It's no secret that social media use can change adult brain anatomy, but a new study suggests that it may impact the developing brains of adolescents in profound ways as well.
Researchers from the University of North Carolina have found, in one of the first studies of its kind, that habitually checking social feeds may change the ways early adolescents process social rewards and punishments — changes concrete enough that they can be seen as distinct and divergent neural pathways in brain scans.
Published in the Journal of the American Medical Association Pediatrics, the paper found significant changes to the amygdala, the bit of grey matter in the brain associated with memory and emotions, in the brains of the 169 tween study participants from a rural North Carolina middle school.
Those brain changes seemed to be associated with sensitivity towards social conditions, with the subjects who checked social media more than 15 times a day growing increasingly reactive to social rewards and punishments over time, while their counterparts experienced the opposite trend.
The middle schoolers, who were roughly aged 12 at the start of the study, self-reported how often they checked social media per day.

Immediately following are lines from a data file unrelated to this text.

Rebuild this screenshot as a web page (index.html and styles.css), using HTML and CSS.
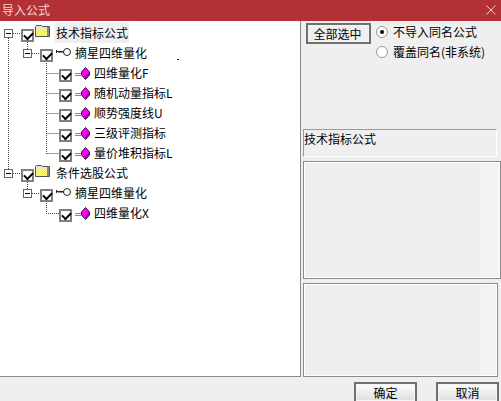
FILE: index.html
```html
<!DOCTYPE html>
<html lang="zh">
<head>
<meta charset="utf-8">
<title>导入公式</title>
<link rel="stylesheet" href="styles.css">
</head>
<body>
<svg class="defs" width="0" height="0">
  <defs>
    <pattern id="dither" width="2" height="2" patternUnits="userSpaceOnUse">
      <rect width="2" height="2" fill="#fff200"/>
      <rect width="1" height="1" fill="#ffff70"/>
      <rect x="1" y="1" width="1" height="1" fill="#ffff70"/>
    </pattern>
    <symbol id="folder" viewBox="0 0 15 12">
      <path d="M.5 11.500V1.500L1.500 .5H6.500L7.500 1.500H14.500V11.500Z" fill="#e4e4dc" stroke="#55554c"/>
      <rect x="1" y="4" width="11" height="7" fill="url(#dither)"/>
      <rect x="12" y="2" width="2" height="9" fill="#8a8a80"/>
    </symbol>
    <symbol id="key" viewBox="0 0 16 8">
      <circle cx="12" cy="4" r="3.500" fill="#fff" stroke="#222"/>
      <path d="M1.500 2V5M1.500 3.500H8.500" stroke="#222" fill="none"/>
      <path d="M3 4.500H8" stroke="#888" fill="none"/>
    </symbol>
    <symbol id="gem" viewBox="0 0 16 13">
      <path d="M1 6.500H7M1 8.500H7" stroke="#8a8a8a"/>
      <path d="M11.500 .5L15.500 5V8L11.500 12.500L7.500 8V5Z" fill="#f0f" stroke="#301030"/>
      <path d="M11.500 8L15 6V8L11.500 12Z" fill="#900090"/>
    </symbol>
  </defs>
</svg>
<div class="window">
  <header class="titlebar">
    <span class="title">导入公式</span>
    <svg class="close" width="10" height="10" viewBox="0 0 10 10"><path d="M.5 .5L9.500 9.500M9.500 .5L.5 9.500" stroke="#f0cfd0" fill="none"/></svg>
  </header>
  <main class="main">
    <section class="tree">
      <svg class="guides" width="100" height="225" viewBox="0 0 100 225">
        <path d="M8.500 17V148M13 12.500H21M13 152.500H21M27.500 21V28M27.500 161V168M32 32.500H40M32 172.500H40M46.500 42V133M46.500 52.500H59M46.500 72.500H59M46.500 92.500H59M46.500 112.500H59M46.500 132.500H59M46.500 182V192.500H59" stroke="#444" stroke-dasharray="1 1" fill="none"/>
      </svg>
      <span class="speck"></span>
      <div class="row lvl1"><span class="exp"></span><span class="chk"></span>
        <svg class="folder"><use href="#folder"/></svg>
        <span class="label selected">技术指标公式</span></div>
      <div class="row lvl2"><span class="exp"></span><span class="chk"></span>
        <svg class="key"><use href="#key"/></svg>
        <span class="label">摘星四维量化</span></div>
      <div class="row lvl3"><span class="chk"></span><svg class="gem"><use href="#gem"/></svg><span class="label">四维量化F</span></div>
      <div class="row lvl3"><span class="chk"></span><svg class="gem"><use href="#gem"/></svg><span class="label">随机动量指标L</span></div>
      <div class="row lvl3"><span class="chk"></span><svg class="gem"><use href="#gem"/></svg><span class="label">顺势强度线U</span></div>
      <div class="row lvl3"><span class="chk"></span><svg class="gem"><use href="#gem"/></svg><span class="label">三级评测指标</span></div>
      <div class="row lvl3"><span class="chk"></span><svg class="gem"><use href="#gem"/></svg><span class="label">量价堆积指标L</span></div>
      <div class="row lvl1"><span class="exp"></span><span class="chk"></span>
        <svg class="folder"><use href="#folder"/></svg>
        <span class="label">条件选股公式</span></div>
      <div class="row lvl2"><span class="exp"></span><span class="chk"></span>
        <svg class="key"><use href="#key"/></svg>
        <span class="label">摘星四维量化</span></div>
      <div class="row lvl3"><span class="chk"></span><svg class="gem"><use href="#gem"/></svg><span class="label">四维量化X</span></div>
    </section>
    <aside class="side">
      <div class="options">
        <button class="btn select-all" type="button">全部选中</button>
        <div class="radios">
          <div class="radio-row"><span class="radio on"></span><span>不导入同名公式</span></div>
          <div class="radio-row"><span class="radio"></span><span>覆盖同名(非系统)</span></div>
        </div>
      </div>
      <div class="info">技术指标公式</div>
      <div class="well well-top"></div>
      <div class="well well-bottom"></div>
    </aside>
  </main>
  <footer class="footer">
    <button class="btn action" type="button">确定</button>
    <button class="btn action" type="button">取消</button>
  </footer>
</div>
</body>
</html>
```
FILE: styles.css
```css
* { box-sizing: border-box; }
html, body { margin: 0; padding: 0; }
body {
  width: 501px;
  height: 401px;
  overflow: hidden;
  background: #efefef;
  color: #000;
  font: 12px/16px "Noto Sans CJK SC", "Liberation Sans", sans-serif;
}
.defs { position: absolute; }
.window { display: flex; flex-direction: column; height: 401px; }
.titlebar {
  flex: none;
  height: 21px;
  background: #b33035;
  color: #f3d6d6;
  display: flex;
  align-items: center;
  justify-content: space-between;
  padding: 0 5px 2px 2px;
}
.title { font-size: 12px; }
.close { display: block; }
.main { flex: none; height: 356px; display: flex; }
.tree {
  position: relative;
  flex: none;
  width: 301px;
  padding-top: 2px;
  background: #fff;
  border-right: 1px solid #8a8a8a;
  border-bottom: 1px solid #8a8a8a;
}
.guides { position: absolute; left: 0; top: 0; }
.speck { position: absolute; left: 177px; top: 38px; width: 2px; height: 1px; background: #333; }
.row { position: relative; display: flex; align-items: flex-start; height: 20px; }
.lvl1 { padding-left: 4px; }
.lvl2 { padding-left: 23px; }
.lvl3 { padding-left: 59px; }
.exp {
  position: relative;
  flex: none;
  width: 9px;
  height: 9px;
  margin: 6px 8px 0 0;
  background: #fff;
  border: 1px solid #666;
}
.exp::after {
  content: "";
  position: absolute;
  left: 1px;
  top: 3px;
  width: 5px;
  height: 1px;
  background: #000;
}
.chk {
  position: relative;
  flex: none;
  width: 13px;
  height: 13px;
  margin-top: 6px;
  background: #fff;
  border: 2px solid #808080;
}
.chk::after {
  content: "";
  position: absolute;
  left: 1px;
  top: 1px;
  width: 7px;
  height: 4px;
  border: solid #000;
  border-width: 0 0 2px 2px;
  transform: rotate(-45deg);
}
.folder { flex: none; width: 15px; height: 12px; margin: 2px 0 0 1px; }
.key { flex: none; width: 16px; height: 8px; margin: 5px 0 0 2px; }
.gem { flex: none; width: 16px; height: 13px; margin: 4px 0 0 2px; }
.label { white-space: nowrap; line-height: 20px; }
.lvl1 .label { margin-left: 4px; padding: 0 1px 0 2px; }
.lvl2 .label { margin-left: 4px; }
.lvl3 .label { margin-left: 4px; }
.selected { background: #efefef; }
.side {
  flex: none;
  width: 200px;
  padding-left: 2px;
  display: flex;
  flex-direction: column;
}
.options { flex: none; height: 108px; display: flex; align-items: flex-start; padding: 2px 0 0 3px; }
.btn {
  font: inherit;
  color: #000;
  padding: 0;
  border: 2px solid #707070;
  background: linear-gradient(#fdfdfd, #dedede);
  box-shadow: inset 0 0 0 1px #f4f4f4;
}
.select-all { flex: none; width: 65px; height: 21px; padding-right: 2px; background: #efefef; }
.radios { margin: -1px 0 0 5px; }
.radio-row { display: flex; align-items: center; height: 20px; gap: 5px; }
.radio {
  position: relative;
  display: block;
  width: 12px;
  height: 12px;
  border-radius: 50%;
  background: #fff;
  border: 1px solid #9a9a9a;
}
.radio.on::after {
  content: "";
  position: absolute;
  left: 3px;
  top: 3px;
  width: 4px;
  height: 4px;
  border-radius: 50%;
  background: #000;
}
.info {
  flex: none;
  height: 28px;
  margin-right: 4px;
  line-height: 18px;
  border: solid #fff;
  border-width: 0 1px 1px 0;
  border-top: 1px solid #9a9a9a;
  border-left: 1px solid #9a9a9a;
}
.well {
  flex: none;
  margin-top: 4px;
  background: linear-gradient(90deg, #efefef 177px, #f4f3f1 177px);
  border: 1px solid #8a8a8a;
  box-shadow: inset 0 0 0 1px #fff;
}
.well-top { height: 118px; margin-right: 0; }
.well-bottom { height: 94px; margin-right: 3px; }
.footer { flex: none; display: flex; align-items: flex-start; justify-content: flex-end; gap: 19px; padding: 5px 2px 0 0; }
.action { flex: none; width: 63px; height: 21px; }
```
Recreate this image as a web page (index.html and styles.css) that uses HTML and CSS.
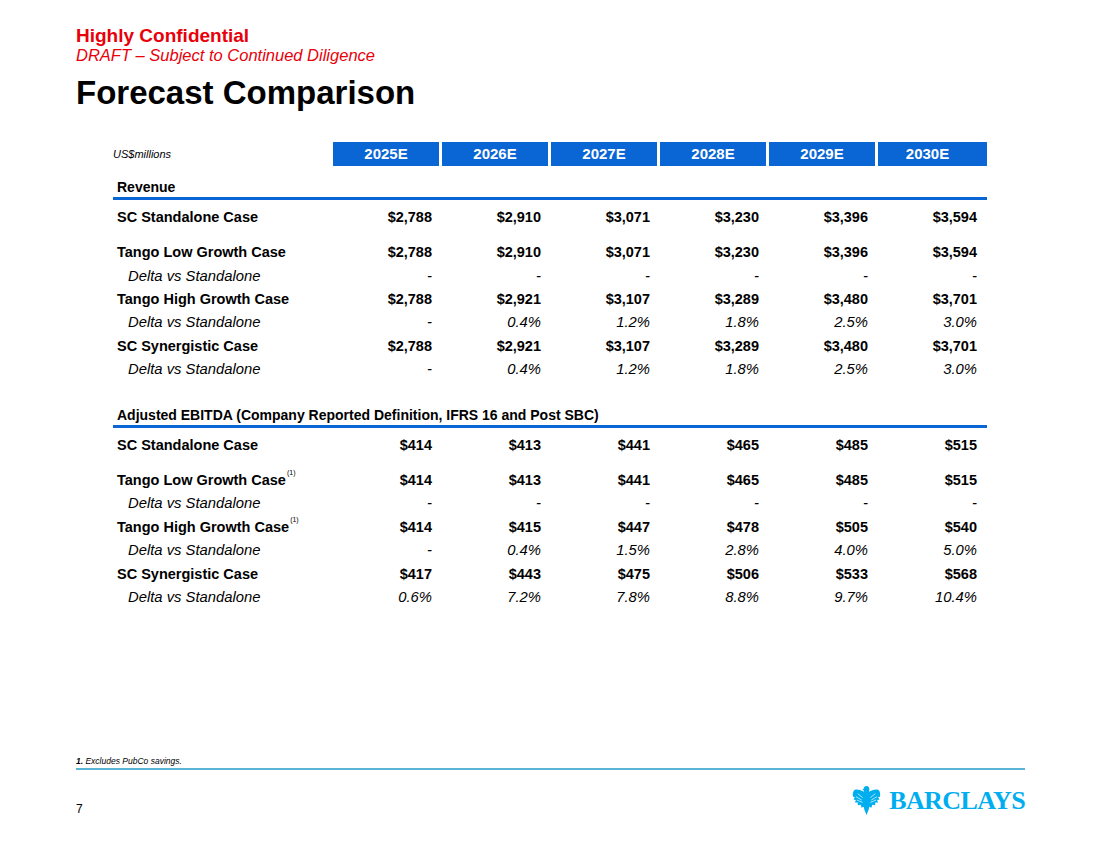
FILE: index.html
```html
<!DOCTYPE html>
<html>
<head>
<meta charset="utf-8">
<link rel="stylesheet" href="styles.css">
</head>
<body>
<div class="slide">
  <div class="conf">Highly Confidential</div>
  <div class="draft">DRAFT – Subject to Continued Diligence</div>
  <h1 class="title">Forecast Comparison</h1>

  <div class="table">
    <div class="row head">
      <div class="unit">US$millions</div>
      <div class="yr">2025E</div><div class="yr">2026E</div><div class="yr">2027E</div>
      <div class="yr">2028E</div><div class="yr">2029E</div><div class="yr">2030E</div>
    </div>

    <div class="section">Revenue</div>
    <div class="row main first">
      <div class="lbl">SC Standalone Case</div>
      <div>$2,788</div><div>$2,910</div><div>$3,071</div><div>$3,230</div><div>$3,396</div><div>$3,594</div>
    </div>
    <div class="row main">
      <div class="lbl">Tango Low Growth Case</div>
      <div>$2,788</div><div>$2,910</div><div>$3,071</div><div>$3,230</div><div>$3,396</div><div>$3,594</div>
    </div>
    <div class="row delta">
      <div class="lbl">Delta vs Standalone</div>
      <div>-</div><div>-</div><div>-</div><div>-</div><div>-</div><div>-</div>
    </div>
    <div class="row main">
      <div class="lbl">Tango High Growth Case</div>
      <div>$2,788</div><div>$2,921</div><div>$3,107</div><div>$3,289</div><div>$3,480</div><div>$3,701</div>
    </div>
    <div class="row delta">
      <div class="lbl">Delta vs Standalone</div>
      <div>-</div><div>0.4%</div><div>1.2%</div><div>1.8%</div><div>2.5%</div><div>3.0%</div>
    </div>
    <div class="row main">
      <div class="lbl">SC Synergistic Case</div>
      <div>$2,788</div><div>$2,921</div><div>$3,107</div><div>$3,289</div><div>$3,480</div><div>$3,701</div>
    </div>
    <div class="row delta">
      <div class="lbl">Delta vs Standalone</div>
      <div>-</div><div>0.4%</div><div>1.2%</div><div>1.8%</div><div>2.5%</div><div>3.0%</div>
    </div>

    <div class="section second">Adjusted EBITDA (Company Reported Definition, IFRS 16 and Post SBC)</div>
    <div class="row main first">
      <div class="lbl">SC Standalone Case</div>
      <div>$414</div><div>$413</div><div>$441</div><div>$465</div><div>$485</div><div>$515</div>
    </div>
    <div class="row main">
      <div class="lbl">Tango Low Growth Case<sup class="fn">(1)</sup></div>
      <div>$414</div><div>$413</div><div>$441</div><div>$465</div><div>$485</div><div>$515</div>
    </div>
    <div class="row delta">
      <div class="lbl">Delta vs Standalone</div>
      <div>-</div><div>-</div><div>-</div><div>-</div><div>-</div><div>-</div>
    </div>
    <div class="row main">
      <div class="lbl">Tango High Growth Case<sup class="fn">(1)</sup></div>
      <div>$414</div><div>$415</div><div>$447</div><div>$478</div><div>$505</div><div>$540</div>
    </div>
    <div class="row delta">
      <div class="lbl">Delta vs Standalone</div>
      <div>-</div><div>0.4%</div><div>1.5%</div><div>2.8%</div><div>4.0%</div><div>5.0%</div>
    </div>
    <div class="row main">
      <div class="lbl">SC Synergistic Case</div>
      <div>$417</div><div>$443</div><div>$475</div><div>$506</div><div>$533</div><div>$568</div>
    </div>
    <div class="row delta">
      <div class="lbl">Delta vs Standalone</div>
      <div>0.6%</div><div>7.2%</div><div>7.8%</div><div>8.8%</div><div>9.7%</div><div>10.4%</div>
    </div>
  </div>

  <footer class="footer">
    <div class="footnote"><b>1.</b> Excludes PubCo savings.</div>
    <div class="bottom">
      <div class="pagenum">7</div>
      <div class="logo">
        <svg class="eagle" viewBox="0 0 30 32" width="29" height="31" aria-hidden="true">
          <path fill="#00aeef" d="M15 1C13 1 12 2.5 12 4L10.5 4.8L12 5.5L12.5 7C10 6 6 4 3 5C1 6 0.5 9 1 12L3 12.5L1.5 15L4 15.5L3 18L6 18L6 21L9 20.5L10 23.5L12 22.5L13 26L15 31L17 26L18 22.5L20 23.5L21 20.5L24 21L24 18L27 18L26 15.5L28.5 15L27 12.5L29 12C29.5 9 29 6 27 5C24 4 20 6 17.5 7L18 5C18 2.5 17 1 15 1Z"/>
          <path fill="none" stroke="#fff" stroke-width="0.7" d="M6 9L11 13M4 12L10 15.5M5 15.5L11 18M24 9L19 13M26 12L20 15.5M25 15.5L19 18"/>
        </svg>
        <span class="wordmark">BARCLAYS</span>
      </div>
    </div>
  </footer>
</div>
</body>
</html>
```

FILE: styles.css
```css
html, body {
  margin: 0;
  padding: 0;
  background: #fff;
}
body {
  font-family: "Liberation Sans", Arial, sans-serif;
  color: #000;
}
.slide {
  width: 1100px;
  height: 849px;
  box-sizing: border-box;
  padding: 25px 75px 33px 76px;
  display: flex;
  flex-direction: column;
}
.conf {
  color: #e8000b;
  font-weight: bold;
  font-size: 19px;
  line-height: 22px;
}
.draft {
  color: #e8000b;
  font-style: italic;
  font-size: 16.5px;
  line-height: 16px;
}
.title {
  margin: 11px 0 0 0;
  font-size: 33px;
  line-height: 38px;
  font-weight: bold;
}
.table {
  margin: 30px 0 0 37px;
  width: 874px;
}
.row {
  display: grid;
  grid-template-columns: 217px repeat(5, 106px) 109px;
  column-gap: 3px;
  align-items: center;
}
.row > div {
  text-align: right;
  padding-right: 7px;
  white-space: nowrap;
}
.row > div:last-child {
  padding-right: 10px;
}
.row > .lbl {
  text-align: left;
  padding-left: 4px;
  padding-right: 0;
}
.head {
  height: 24px;
}
.head > .unit {
  font-style: italic;
  font-size: 11px;
  text-align: left;
  padding: 0;
}
.head > .yr {
  background: #0a66d4;
  color: #fff;
  font-weight: bold;
  font-size: 15px;
  line-height: 24px;
  text-align: center;
  padding: 0;
}
.section {
  margin-top: 12px;
  padding: 0 0 1px 4px;
  font-weight: bold;
  font-size: 14px;
  line-height: 18px;
  border-bottom: 3px solid #0a66d4;
}
.section.second {
  margin-top: 25px;
}
.row.main, .row.delta {
  height: 23.4px;
  font-size: 14.5px;
}
.row.main {
  font-weight: bold;
}
.row.first {
  margin-top: 5.5px;
  margin-bottom: 11.6px;
}
.row.delta {
  font-style: italic;
  font-size: 14.8px;
}
.row.delta > .lbl {
  padding-left: 15px;
}
.fn {
  font-size: 7px;
  font-weight: normal;
  vertical-align: top;
  position: relative;
  top: -3px;
  margin-left: 1px;
}
.footer {
  margin-top: auto;
}
.footnote {
  font-size: 8.5px;
  font-style: italic;
  line-height: 11px;
  padding-bottom: 1.5px;
  border-bottom: 2px solid #5ab4d6;
}
.footnote b {
  font-weight: bold;
}
.bottom {
  display: flex;
  justify-content: space-between;
  align-items: flex-end;
  margin-top: 15px;
}
.pagenum {
  font-size: 12px;
  line-height: 14px;
}
.logo {
  display: flex;
  align-items: center;
  gap: 8px;
}
.eagle {
  display: block;
}
.wordmark {
  font-family: "Liberation Serif", "Times New Roman", serif;
  font-weight: bold;
  font-size: 26px;
  line-height: 30px;
  color: #00aeef;
  letter-spacing: -0.6px;
}
```
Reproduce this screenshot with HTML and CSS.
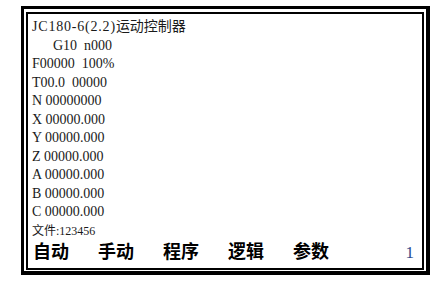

Once a year, the researchers also conducted brain scans while the youthful subjects played a video game that tested how quickly they could identify positive and negative social cues in the form of happy or angry faces.
Initially, the subjects who reported high social media usage — those who checked Instagram, Facebook, or Snapchat more than 15 times a day — seemed to show less sensitivity towards social rewards, defined as positive verbal and nonverbal feedback such smiles, words of praise, and acquisition of a good reputation. The higher-usage subjects also seemed less sensitive towards social punishment as well.
The lower social media usage group — those who only checked social media once a day or less — initially had high sensitivity for rewards and punishments. Translation: they, like the average seventh grader, had heightened anxiety about being liked by their peers.
Fascinatingly, over the three years of the study, the Carolina researchers found that the high social media usage group's sensitivity towards social rewards and punishment seemed to increase over time, while their less-habitual-user counterparts' sensitivity decreased.
In short, the kids who used social media more seemed to become more anxious about social situations as they aged, while their peers who used it less seemed to became less so.
In an interview with the New York Times, one of the UNC researchers involved in the study emphasized that this unprecedented study shouldn't be used to make sweeping conclusions.
"We can’t make causal claims that social media is changing the brain," Eva Telzer, an associate professor of psychology and neuroscience who co-authored the paper, told the paper.
Nevertheless, the study did, Telzer added, demonstrate that "teens who are habitually checking their social media are showing these pretty dramatic changes in the way their brains are responding, which could potentially have long-term consequences well into adulthood, sort of setting the stage for brain development over time."
In the school's press release, UNC psychology doctoral student and paper co-author Maria Maza noted that there could be some positive conclusions to draw from the research as well.
"While this increased sensitivity to social feedback may promote future compulsive social media use," Maza said, "it could also reflect a possible adaptive behavior that will allow teens to navigate an increasingly digital world."
Regardless of what conclusions readers draw themselves, one thing's for certain: social media is changing us — for better, for worse, or perhaps in some secret third way.